* Challenge *
Give the listing again character for character, but drop the images.
---------------
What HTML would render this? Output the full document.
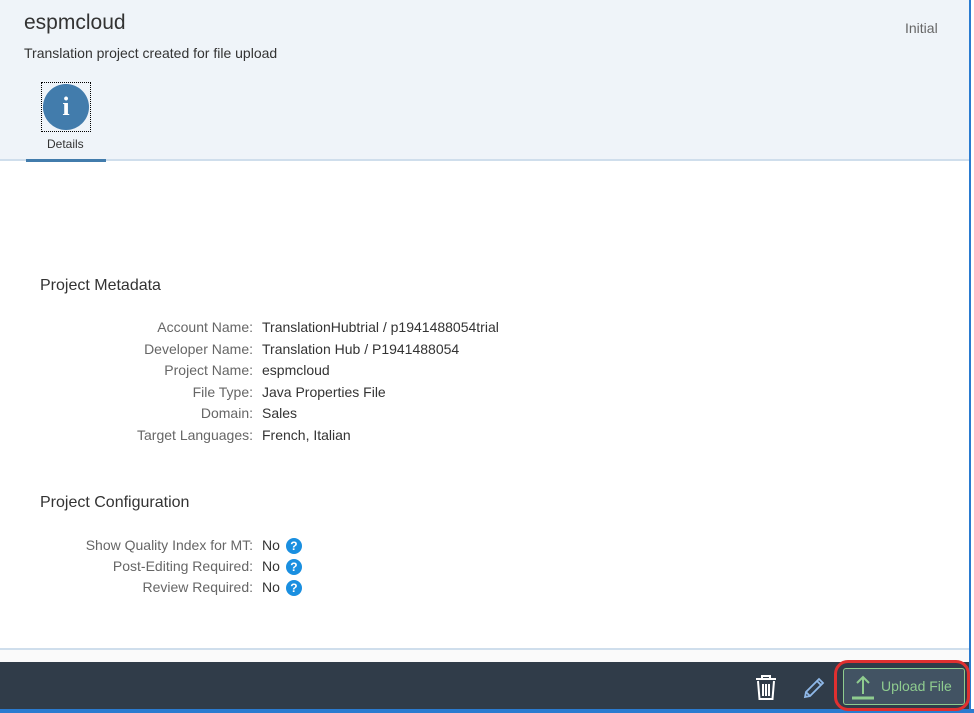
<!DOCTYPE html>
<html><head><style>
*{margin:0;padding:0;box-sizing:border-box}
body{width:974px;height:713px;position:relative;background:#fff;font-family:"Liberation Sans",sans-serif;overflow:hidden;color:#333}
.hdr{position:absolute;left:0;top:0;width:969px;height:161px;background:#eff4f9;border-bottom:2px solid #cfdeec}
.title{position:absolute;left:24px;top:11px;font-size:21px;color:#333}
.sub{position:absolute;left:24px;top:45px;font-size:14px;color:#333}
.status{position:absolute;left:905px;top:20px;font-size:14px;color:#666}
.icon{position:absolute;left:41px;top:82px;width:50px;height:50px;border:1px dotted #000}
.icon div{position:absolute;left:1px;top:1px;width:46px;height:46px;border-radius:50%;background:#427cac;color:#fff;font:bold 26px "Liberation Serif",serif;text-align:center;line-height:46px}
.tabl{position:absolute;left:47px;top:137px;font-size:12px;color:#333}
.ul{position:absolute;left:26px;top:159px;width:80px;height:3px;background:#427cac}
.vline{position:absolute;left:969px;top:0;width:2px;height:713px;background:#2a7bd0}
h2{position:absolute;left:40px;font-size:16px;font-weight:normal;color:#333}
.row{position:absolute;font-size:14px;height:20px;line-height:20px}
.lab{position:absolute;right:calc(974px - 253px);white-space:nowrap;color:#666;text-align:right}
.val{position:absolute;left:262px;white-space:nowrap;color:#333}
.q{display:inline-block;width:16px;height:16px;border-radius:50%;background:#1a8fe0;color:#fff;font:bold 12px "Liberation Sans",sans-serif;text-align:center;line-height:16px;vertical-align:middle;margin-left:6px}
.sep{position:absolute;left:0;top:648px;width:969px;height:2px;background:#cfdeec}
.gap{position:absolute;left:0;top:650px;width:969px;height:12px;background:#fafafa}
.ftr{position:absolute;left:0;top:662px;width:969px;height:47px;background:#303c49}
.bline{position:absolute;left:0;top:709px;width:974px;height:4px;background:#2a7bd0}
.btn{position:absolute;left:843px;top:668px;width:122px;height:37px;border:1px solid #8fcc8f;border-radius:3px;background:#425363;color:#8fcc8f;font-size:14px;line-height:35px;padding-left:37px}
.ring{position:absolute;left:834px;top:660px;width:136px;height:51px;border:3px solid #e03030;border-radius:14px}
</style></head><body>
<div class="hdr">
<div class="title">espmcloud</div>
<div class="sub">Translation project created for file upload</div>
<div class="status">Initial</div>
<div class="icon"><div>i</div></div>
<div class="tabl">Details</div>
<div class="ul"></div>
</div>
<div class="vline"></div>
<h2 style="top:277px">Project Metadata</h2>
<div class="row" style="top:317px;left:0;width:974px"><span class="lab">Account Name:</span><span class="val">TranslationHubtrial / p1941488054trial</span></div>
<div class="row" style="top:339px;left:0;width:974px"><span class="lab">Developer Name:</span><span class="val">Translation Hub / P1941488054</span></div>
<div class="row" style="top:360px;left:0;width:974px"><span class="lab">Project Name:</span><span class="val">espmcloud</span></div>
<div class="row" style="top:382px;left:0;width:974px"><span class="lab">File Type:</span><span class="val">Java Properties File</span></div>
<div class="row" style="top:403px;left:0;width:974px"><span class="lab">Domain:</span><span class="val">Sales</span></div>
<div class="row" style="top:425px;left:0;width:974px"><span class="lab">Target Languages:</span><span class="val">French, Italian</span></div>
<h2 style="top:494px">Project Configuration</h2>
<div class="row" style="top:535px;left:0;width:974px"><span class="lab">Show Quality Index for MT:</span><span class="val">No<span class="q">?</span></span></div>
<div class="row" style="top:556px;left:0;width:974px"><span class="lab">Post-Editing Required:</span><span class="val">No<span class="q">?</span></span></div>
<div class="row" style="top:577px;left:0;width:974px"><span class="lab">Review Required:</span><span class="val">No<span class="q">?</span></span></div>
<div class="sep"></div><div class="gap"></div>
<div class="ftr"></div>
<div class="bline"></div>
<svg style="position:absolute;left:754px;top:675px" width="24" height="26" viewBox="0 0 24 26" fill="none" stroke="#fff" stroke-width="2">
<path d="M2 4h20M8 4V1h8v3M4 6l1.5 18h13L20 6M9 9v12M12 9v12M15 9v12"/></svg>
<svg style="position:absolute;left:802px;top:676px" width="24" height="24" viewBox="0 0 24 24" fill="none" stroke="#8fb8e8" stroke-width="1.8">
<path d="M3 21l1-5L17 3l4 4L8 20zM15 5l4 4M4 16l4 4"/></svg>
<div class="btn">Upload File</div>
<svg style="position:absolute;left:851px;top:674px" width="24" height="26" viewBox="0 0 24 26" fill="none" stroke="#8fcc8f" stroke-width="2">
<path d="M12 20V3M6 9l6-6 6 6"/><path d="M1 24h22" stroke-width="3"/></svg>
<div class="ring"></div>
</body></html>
---------------
* Result of the exercise *
What HTML would render this? Output the full document.
<!DOCTYPE html>
<html><head><style>
*{margin:0;padding:0;box-sizing:border-box}
body{width:974px;height:713px;position:relative;background:#fff;font-family:"Liberation Sans",sans-serif;overflow:hidden;color:#333}
.hdr{position:absolute;left:0;top:0;width:969px;height:161px;background:#eff4f9;border-bottom:2px solid #cfdeec}
.title{position:absolute;left:24px;top:11px;font-size:21px;color:#333}
.sub{position:absolute;left:24px;top:45px;font-size:14px;color:#333}
.status{position:absolute;left:905px;top:20px;font-size:14px;color:#666}
.icon{position:absolute;left:41px;top:82px;width:50px;height:50px;border:1px dotted #000}
.icon div{position:absolute;left:1px;top:1px;width:46px;height:46px;border-radius:50%;background:#427cac;color:#fff;font:bold 26px "Liberation Serif",serif;text-align:center;line-height:46px}
.tabl{position:absolute;left:47px;top:137px;font-size:12px;color:#333}
.ul{position:absolute;left:26px;top:159px;width:80px;height:3px;background:#427cac}
.vline{position:absolute;left:969px;top:0;width:2px;height:713px;background:#2a7bd0}
h2{position:absolute;left:40px;font-size:16px;font-weight:normal;color:#333}
.row{position:absolute;font-size:14px;height:20px;line-height:20px}
.lab{position:absolute;right:calc(974px - 253px);white-space:nowrap;color:#666;text-align:right}
.val{position:absolute;left:262px;white-space:nowrap;color:#333}
.q{display:inline-block;width:16px;height:16px;border-radius:50%;background:#1a8fe0;color:#fff;font:bold 12px "Liberation Sans",sans-serif;text-align:center;line-height:16px;vertical-align:middle;margin-left:6px}
.sep{position:absolute;left:0;top:648px;width:969px;height:2px;background:#cfdeec}
.gap{position:absolute;left:0;top:650px;width:969px;height:12px;background:#fafafa}
.ftr{position:absolute;left:0;top:662px;width:969px;height:47px;background:#303c49}
.bline{position:absolute;left:0;top:709px;width:974px;height:4px;background:#2a7bd0}
.btn{position:absolute;left:843px;top:668px;width:122px;height:37px;border:1px solid #8fcc8f;border-radius:3px;background:#425363;color:#8fcc8f;font-size:14px;line-height:35px;padding-left:37px}
.ring{position:absolute;left:834px;top:660px;width:136px;height:51px;border:3px solid #e03030;border-radius:14px}
</style></head><body>
<div class="hdr">
<div class="title">espmcloud</div>
<div class="sub">Translation project created for file upload</div>
<div class="status">Initial</div>
<div class="icon"><div>i</div></div>
<div class="tabl">Details</div>
<div class="ul"></div>
</div>
<div class="vline"></div>
<h2 style="top:277px">Project Metadata</h2>
<div class="row" style="top:317px;left:0;width:974px"><span class="lab">Account Name:</span><span class="val">TranslationHubtrial / p1941488054trial</span></div>
<div class="row" style="top:339px;left:0;width:974px"><span class="lab">Developer Name:</span><span class="val">Translation Hub / P1941488054</span></div>
<div class="row" style="top:360px;left:0;width:974px"><span class="lab">Project Name:</span><span class="val">espmcloud</span></div>
<div class="row" style="top:382px;left:0;width:974px"><span class="lab">File Type:</span><span class="val">Java Properties File</span></div>
<div class="row" style="top:403px;left:0;width:974px"><span class="lab">Domain:</span><span class="val">Sales</span></div>
<div class="row" style="top:425px;left:0;width:974px"><span class="lab">Target Languages:</span><span class="val">French, Italian</span></div>
<h2 style="top:494px">Project Configuration</h2>
<div class="row" style="top:535px;left:0;width:974px"><span class="lab">Show Quality Index for MT:</span><span class="val">No<span class="q">?</span></span></div>
<div class="row" style="top:556px;left:0;width:974px"><span class="lab">Post-Editing Required:</span><span class="val">No<span class="q">?</span></span></div>
<div class="row" style="top:577px;left:0;width:974px"><span class="lab">Review Required:</span><span class="val">No<span class="q">?</span></span></div>
<div class="sep"></div><div class="gap"></div>
<div class="ftr"></div>
<div class="bline"></div>
<svg style="position:absolute;left:754px;top:675px" width="24" height="26" viewBox="0 0 24 26" fill="none" stroke="#fff" stroke-width="2">
<path d="M2 4h20M8 4V1h8v3M4 6l1.5 18h13L20 6M9 9v12M12 9v12M15 9v12"/></svg>
<svg style="position:absolute;left:802px;top:676px" width="24" height="24" viewBox="0 0 24 24" fill="none" stroke="#8fb8e8" stroke-width="1.8">
<path d="M3 21l1-5L17 3l4 4L8 20zM15 5l4 4M4 16l4 4"/></svg>
<div class="btn">Upload File</div>
<svg style="position:absolute;left:851px;top:674px" width="24" height="26" viewBox="0 0 24 26" fill="none" stroke="#8fcc8f" stroke-width="2">
<path d="M12 20V3M6 9l6-6 6 6"/><path d="M1 24h22" stroke-width="3"/></svg>
<div class="ring"></div>
</body></html>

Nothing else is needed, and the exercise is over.